After over a year since I blogged on a regular basis, I hope to return to a more weekly effort to get something up. One recent development that has inspired this return to writing is that I’ve moved to Deanwood, a neighborhood in far NE D.C. I’m excited about this transition for many reasons, as I’ve moved here with several other friends and we’re sharing life together between our two houses. As we endeavor to figure out how our lives fit together and with our neighbors, I hope to offer some of my own reflections here.
I come from a family of “stickers.” We tend to settle pretty close to where we were raised and, once settled, don’t do a lot of moving around. My parents live 15 minutes from where they grew up.

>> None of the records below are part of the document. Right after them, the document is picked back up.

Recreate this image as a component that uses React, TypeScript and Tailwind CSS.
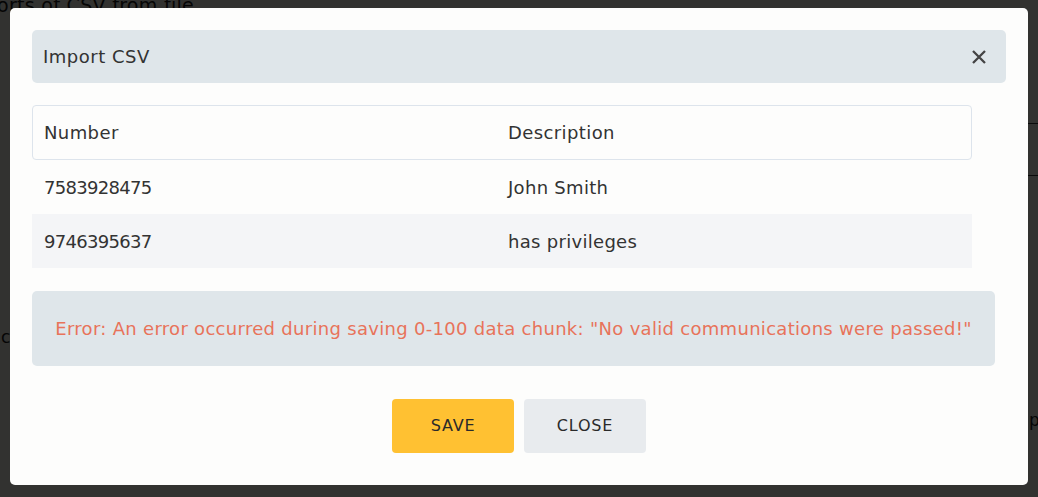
import React from "react";

const font = { fontFamily: '"DejaVu Sans", "Noto Sans", sans-serif' };

export default function App() {
  return (
    <div className="relative w-[1038px] h-[497px] overflow-hidden bg-[#323230]" style={font}>
      {/* page behind the overlay */}
      <div className="absolute left-[-3px] top-[-9px] text-[19px] tracking-[0.3px] text-[#050505] whitespace-nowrap">orts of CSV from file</div>
      <div className="absolute right-0 top-[123px] w-[40px] h-px bg-[#0a0a0a]" />
      <div className="absolute right-0 top-[175px] w-[40px] h-px bg-[#0a0a0a]" />
      <div className="absolute left-[1px] top-[325px] text-[17px] text-[#050505]">c</div>
      <div className="absolute left-[1029px] top-[408px] text-[17px] text-[#050505]">p</div>

      {/* modal */}
      <div className="absolute left-[10px] top-[8px] w-[1018px] h-[477px] rounded-[5px] bg-[#fdfdfc] px-[22px] pt-[22px] pb-[32px] flex flex-col text-[#333333]">
        <div className="h-[53px] rounded-[5px] bg-[#dfe6ea] flex items-center justify-between pl-[11px] pr-[19px]">
          <span className="text-[18px] tracking-[0.5px]">Import CSV</span>
          <svg width="16" height="16" viewBox="0 0 16 16" className="text-[#444]">
            <path d="M2 2 L14 14 M14 2 L2 14" stroke="currentColor" strokeWidth="2.3" strokeLinecap="butt" />
          </svg>
        </div>

        <div className="mt-[22px] w-[940px] text-[18px]">
          <div className="h-[55px] grid grid-cols-[464px_1fr] items-center border border-[#dde4ec] rounded-[4px]">
            <div className="pl-[11px] tracking-[0.4px]">Number</div>
            <div className="pl-[11px] tracking-[0.4px]">Description</div>
          </div>
          <div className="h-[54px] grid grid-cols-[464px_1fr] items-center">
            <div className="pl-[12px] tracking-[-0.7px]">7583928475</div>
            <div className="pl-[12px] tracking-[0.3px]">John Smith</div>
          </div>
          <div className="h-[54px] grid grid-cols-[464px_1fr] items-center bg-[#f4f5f7]">
            <div className="pl-[12px] tracking-[-0.7px]">9746395637</div>
            <div className="pl-[12px] tracking-[0.3px]">has privileges</div>
          </div>
        </div>

        <div className="mt-[23px] w-[963px] h-[75px] rounded-[5px] bg-[#dfe6ea] flex items-center justify-center text-[18px] tracking-[0.3px] text-[#e8735a] whitespace-nowrap">
          Error: An error occurred during saving 0-100 data chunk: "No valid communications were passed!"
        </div>

        <div className="mt-[33px] flex justify-center gap-[10px]">
          <button className="w-[122px] h-[54px] rounded-[4px] bg-[#ffc132] text-[16px] tracking-[0.8px] font-medium text-[#2a2a2a]">SAVE</button>
          <button className="w-[122px] h-[54px] rounded-[4px] bg-[#e8ebee] text-[16px] tracking-[0.8px] font-medium text-[#2a2a2a]">CLOSE</button>
        </div>
      </div>
    </div>
  );
}
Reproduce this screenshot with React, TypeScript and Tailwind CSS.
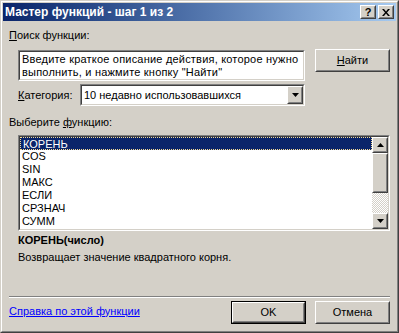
import React from "react";

const font = { fontFamily: '"Liberation Sans", Arial, sans-serif' };

function Raised({ className = "", children }: { className?: string; children?: React.ReactNode }) {
  return (
    <div className={`border border-t-white border-l-white border-r-[#404040] border-b-[#404040] ${className}`}>
      <div className="w-full h-full border border-t-[#d4d0c8] border-l-[#d4d0c8] border-r-[#808080] border-b-[#808080] flex items-center justify-center">
        {children}
      </div>
    </div>
  );
}

function Sunken({ className = "", children }: { className?: string; children?: React.ReactNode }) {
  return (
    <div className={`border border-t-[#808080] border-l-[#808080] border-r-white border-b-white ${className}`}>
      <div className="w-full h-full border border-t-[#404040] border-l-[#404040] border-r-[#d4d0c8] border-b-[#d4d0c8] bg-white flex">
        {children}
      </div>
    </div>
  );
}

function Tri({ up = false }: { up?: boolean }) {
  return (
    <svg width="7" height="4" viewBox="0 0 7 4">
      <path d={up ? "M3.5 0 L7 4 L0 4 Z" : "M0 0 L7 0 L3.5 4 Z"} fill="#000" />
    </svg>
  );
}

const items = ["КОРЕНЬ", "COS", "SIN", "МАКС", "ЕСЛИ", "СРЗНАЧ", "СУММ"];

export default function App() {
  return (
    <div
      className="w-[399px] h-[333px] bg-[#d4d0c8] border border-t-[#d4d0c8] border-l-[#d4d0c8] border-r-[#404040] border-b-[#404040] text-[11px] text-black"
      style={font}
    >
      <div className="w-full h-full border border-t-white border-l-white border-r-[#808080] border-b-[#808080] p-px flex flex-col">
        {/* title bar */}
        <div className="h-[18px] flex items-center bg-gradient-to-r from-[#0a246a] to-[#a6caf0] pl-[2px] pr-[2px]">
          <span className="text-white font-bold text-[12px] leading-[18px]">Мастер функций - шаг 1 из 2</span>
          <div className="ml-auto flex gap-[2px]">
            <Raised className="w-[16px] h-[14px] bg-[#d4d0c8]">
              <span className="font-bold text-[11px] leading-none">?</span>
            </Raised>
            <Raised className="w-[16px] h-[14px] bg-[#d4d0c8]">
              <svg width="8" height="7" viewBox="0 0 8 7">
                <path d="M0 0 L2 0 L4 2.5 L6 0 L8 0 L5 3.5 L8 7 L6 7 L4 4.5 L2 7 L0 7 L3 3.5 Z" fill="#000" />
              </svg>
            </Raised>
          </div>
        </div>

        {/* body */}
        <div className="flex-1 flex flex-col px-[6px] pt-[8px]">
          <div className="leading-[13px]">
            <span className="underline">П</span>оиск функции:
          </div>

          <div className="flex items-start mt-[7px]">
            <Sunken className="ml-[9px] w-[287px] h-[31px] mt-px">
              <div className="pl-[2px] pt-[1px] leading-[13px] tracking-[0.2px]">
                Введите краткое описание действия, которое нужно
                <br />
                выполнить, и нажмите кнопку "Найти"
              </div>
            </Sunken>
            <Raised className="ml-auto w-[75px] h-[23px]">
              <span>
                <span className="underline">Н</span>айти
              </span>
            </Raised>
          </div>

          <div className="flex items-center mt-[3px]">
            <span className="ml-[9px] w-[62px]">
              <span className="underline">К</span>атегория:
            </span>
            <Sunken className="w-[225px] h-[22px]">
              <div className="flex-1 pl-[2px] leading-[18px]">10 недавно использовавшихся</div>
              <Raised className="w-[16px] h-[18px] bg-[#d4d0c8]">
                <Tri />
              </Raised>
            </Sunken>
          </div>

          <div className="leading-[13px] mt-[10px]">
            Выберите <span className="underline">ф</span>ункцию:
          </div>

          <Sunken className="ml-[9px] mt-[6px] h-[96px]">
            <div className="flex-1 flex flex-col">
              {items.map((it, i) => (
                <div
                  key={it}
                  className={`h-[13px] leading-[12px] pl-[2px] ${
                    i === 0 ? "bg-[#0a246a] text-white border border-dotted border-[#f5db95] pl-[1px]" : ""
                  }`}
                >
                  {it}
                </div>
              ))}
            </div>
            <div className="w-[16px] flex flex-col">
              <Raised className="h-[16px] bg-[#d4d0c8]">
                <Tri up />
              </Raised>
              <Raised className="h-[40px] bg-[#d4d0c8]" />
              <div className="flex-1 bg-[repeating-conic-gradient(#ffffff_0%_25%,#d4d0c8_0%_50%)] bg-[length:2px_2px]" />
              <Raised className="h-[16px] bg-[#d4d0c8]">
                <Tri />
              </Raised>
            </div>
          </Sunken>

          <div className="ml-[9px] mt-[3px] font-bold leading-[13px]">КОРЕНЬ(число)</div>
          <div className="ml-[9px] mt-[4px] leading-[13px]">Возвращает значение квадратного корня.</div>

          <div className="mt-[32px] border-t border-t-[#808080] border-b border-b-white" />

          <div className="flex items-center mt-[3px]">
            <span className="text-[#0000ff] underline leading-[13px] -mt-[3px]">Справка по этой функции</span>
            <div className="ml-auto border border-black">
              <Raised className="w-[73px] h-[21px]">OK</Raised>
            </div>
            <Raised className="ml-[9px] w-[75px] h-[23px]">Отмена</Raised>
          </div>
        </div>
      </div>
    </div>
  );
}
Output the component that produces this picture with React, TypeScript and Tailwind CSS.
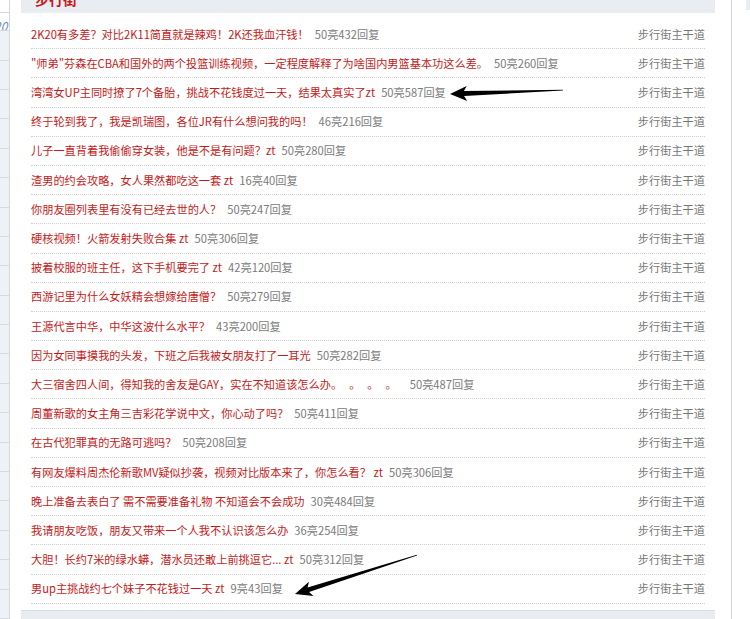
import type { ReactNode } from "react";

type Post = {
  title: string;
  tail?: string;
  zt?: boolean;
  ztGap?: boolean;
  light: number;
  reply: number;
};

const posts: Post[] = [
  { title: "2K20有多差？对比2K11简直就是辣鸡！2K还我血汗钱！", light: 50, reply: 432 },
  { title: "\"师弟\"芬森在CBA和国外的两个投篮训练视频，一定程度解释了为啥国内男篮基本功这么差。", light: 50, reply: 260 },
  { title: "湾湾女UP主同时撩了7个备胎，挑战不花钱度过一天，结果太真实了", zt: true, light: 50, reply: 587 },
  { title: "终于轮到我了，我是凯瑞图，各位JR有什么想问我的吗！", light: 46, reply: 216 },
  { title: "儿子一直背着我偷偷穿女装，他是不是有问题？", zt: true, light: 50, reply: 280 },
  { title: "渣男的约会攻略，女人果然都吃这一套", zt: true, ztGap: true, light: 16, reply: 40 },
  { title: "你朋友圈列表里有没有已经去世的人？", light: 50, reply: 247 },
  { title: "硬核视频！火箭发射失败合集", zt: true, ztGap: true, light: 50, reply: 306 },
  { title: "披着校服的班主任，这下手机要完了", zt: true, ztGap: true, light: 42, reply: 120 },
  { title: "西游记里为什么女妖精会想嫁给唐僧？", light: 50, reply: 279 },
  { title: "王源代言中华，中华这波什么水平？", light: 43, reply: 200 },
  { title: "因为女同事摸我的头发，下班之后我被女朋友打了一耳光", light: 50, reply: 282 },
  { title: "大三宿舍四人间，得知我的舍友是GAY，实在不知道该怎么办", tail: "。。。。", light: 50, reply: 487 },
  { title: "周董新歌的女主角三吉彩花学说中文，你心动了吗？", light: 50, reply: 411 },
  { title: "在古代犯罪真的无路可逃吗？", light: 50, reply: 208 },
  { title: "有网友爆料周杰伦新歌MV疑似抄袭，视频对比版本来了，你怎么看？", zt: true, ztGap: true, light: 50, reply: 306 },
  { title: "晚上准备去表白了 需不需要准备礼物 不知道会不会成功", light: 30, reply: 484 },
  { title: "我请朋友吃饭，朋友又带来一个人我不认识该怎么办", light: 36, reply: 254 },
  { title: "大胆！长约7米的绿水蟒，潜水员还敢上前挑逗它...", zt: true, ztGap: true, light: 50, reply: 312 },
  { title: "男up主挑战约七个妹子不花钱过一天", zt: true, ztGap: true, light: 9, reply: 43 },
];

function SectionHead({ children, className }: { children: ReactNode; className?: string }) {
  return (
    <div className={`flex items-center h-[28px] bg-[#e9edf1] pl-[14px] ${className ?? ""}`}>
      <span className="text-[14px] font-bold text-[#c41a1a]">{children}</span>
    </div>
  );
}

function PostRow({ post }: { post: Post }) {
  return (
    <li className="flex items-center justify-between h-[29.2px] border-b border-dotted border-[#cfcfcf]">
      <div className="whitespace-nowrap">
        <span className="text-[#c41a1a]">{post.title}</span>
        {post.tail && <span className="text-[#c41a1a] tracking-[7px]">{post.tail}</span>}
        {post.zt && <span className="text-[#c41a1a]">{post.ztGap ? " zt" : "zt"}</span>}
        <span className="ml-[6px] text-[#7b7b7b]">
          {post.light}亮{post.reply}回复
        </span>
      </div>
      <span className="text-[#777]">步行街主干道</span>
    </li>
  );
}

function Arrow({ x, y, len, angle }: { x: number; y: number; len: number; angle: number }) {
  return (
    <polygon
      transform={`translate(${x} ${y}) rotate(${angle})`}
      points={`0,0 17,-7.5 14,-2.4 ${len},-0.4 ${len},0.4 14,2.4 17,7.5`}
      fill="#000"
    />
  );
}

export default function App() {
  return (
    <div
      lang="zh-CN"
      className="relative flex h-[619px] w-[750px] overflow-hidden bg-white text-[11.2px] [text-spacing-trim:space-all]"
      style={{ fontFamily: '"Noto Sans CJK SC", "Noto Sans", sans-serif' }}
    >
      <aside className="w-[10px] shrink-0 border-r border-[#d3d9e1] flex flex-col">
        <div className="h-[16px] border-b border-[#d3d9e1]" />
        <div className="h-[24px] border-b border-[#d3d9e1] overflow-hidden">
          <span className="block -ml-[6px] mt-[4px] italic text-[12px] text-[#6f8db5]">20</span>
        </div>
        {Array.from({ length: 20 }).map((_, i) => (
          <div key={i} className="h-[29.4px] shrink-0 border-b border-[#d3d9e1] bg-[#eef2f6]" />
        ))}
      </aside>

      <main className="w-[722px] shrink-0 border-r border-[#d6d6d6] pl-[11px] pr-[16px]">
        <SectionHead className="-mt-[15px]">步行街</SectionHead>
        <ul className="px-[10px] pt-[7px]">
          {posts.map((p, i) => (
            <PostRow key={i} post={p} />
          ))}
        </ul>
        <SectionHead className="mt-[6px] border-t border-[#d8dde3] items-start pt-[4px]">步行街热帖</SectionHead>
      </main>

      <div className="flex-1 pl-[14px]">
        <div className="h-[10px] bg-[#e9edf1]" />
      </div>

      <svg className="pointer-events-none absolute inset-0" width="750" height="619">
        <Arrow x={450} y={94} len={113} angle={-2} />
        <Arrow x={295} y={594} len={128} angle={-17.7} />
      </svg>
    </div>
  );
}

They’ve lived in the same house now for 23 years. They’ve been in the same Bible Study with some of the same friends that they knew in high school. My grandparents reluctantly left their hometowns in the mountains of Western Maryland and stayed away because they “got used to eating three meals a day,” as my grandfather used to say.
Many of the other spiritual role models in my life have also been “stickers,” people who grow roots in the same place for a long time. These have been individuals as well as communities. I’ve grown fond of the Benedictines, monks who make a vow of stability. This summer, I spent a month with Benedictines here in D.C., some of whom have lived in the same community for 50, 60 years. Communities like the Rutba House in Durham, Reba Place Fellowship in Evanston, Illinois, Koinonia Farms in Georgia, Church of the Saviour here in D.C., and many more, have shown that staying in a place is the only way to be a part of the long term good of a community. Staying allows you to grieve when appropriate as well as to truly share in the joys that come to a place. I’m not sure all the communities of people who have stuck around originally thought that’s what they’d do. And certainly not all the members of those communities stuck around forever. But somehow or another, enough people understood their call to be “stickers” in a place and were changed in the process.
Nobody told me, growing up, that stability is something I should strive for. I didn’t consciously seek out role models who told me that. It has been the fruit of stability that I’ve tasted in my parents and dear friends that has inspired me to be a “sticker.”
I just moved to Deanwood. Ever since leaving Durham, I’ve felt unsettled living in D.C. because the neighborhoods I lived in didn’t feel like places I could stay in long term. I left Durham feeling called to help develop Christian community in this city, bringing with me the wisdom of friends at the Rutba House and Richard Rohr. It has not always happened the way I imagined, but steadily, I’ve been pulled to the right places and find myself in a neighborhood I could see myself in for a long time. The day I moved in, I could feel the roots start to sink into the ground in my yard.
I don’t maintain the illusion that staying is always easy, or that it’s a sure path to “making a difference” in a neighborhood. But I’m absolutely certain that it changes us in a manner that can’t be discovered any other way.
I attended a Wendell Berry lecture a few months ago entitled “It all turns on affection.” One of Berry’s main points is that people are able to act for the good of others when they experience affection. Someone may dislike the killing and violence of war, but when a friend or loved one is killed at war, there is a much more profound relationship with the truth of war. Same with place. When we develop affection for the soil, for the land, for the people, we will make decisions that contribute to its long term good. And we can’t develop that affection unless we stick around.
I’m trying. These first days in a new place are exciting and I have a lot of hope. I’m trying to develop affection. Like compost and fertilizer for a plant, affection nourishes our ability to develop strong roots that don’t easily move. I imagine it’s often subtle, affection is. We don’t intend to, but one day we wake up and realize that we’ve been in the same place for 20 years and it just feels right. I hope that I wake up like that one day.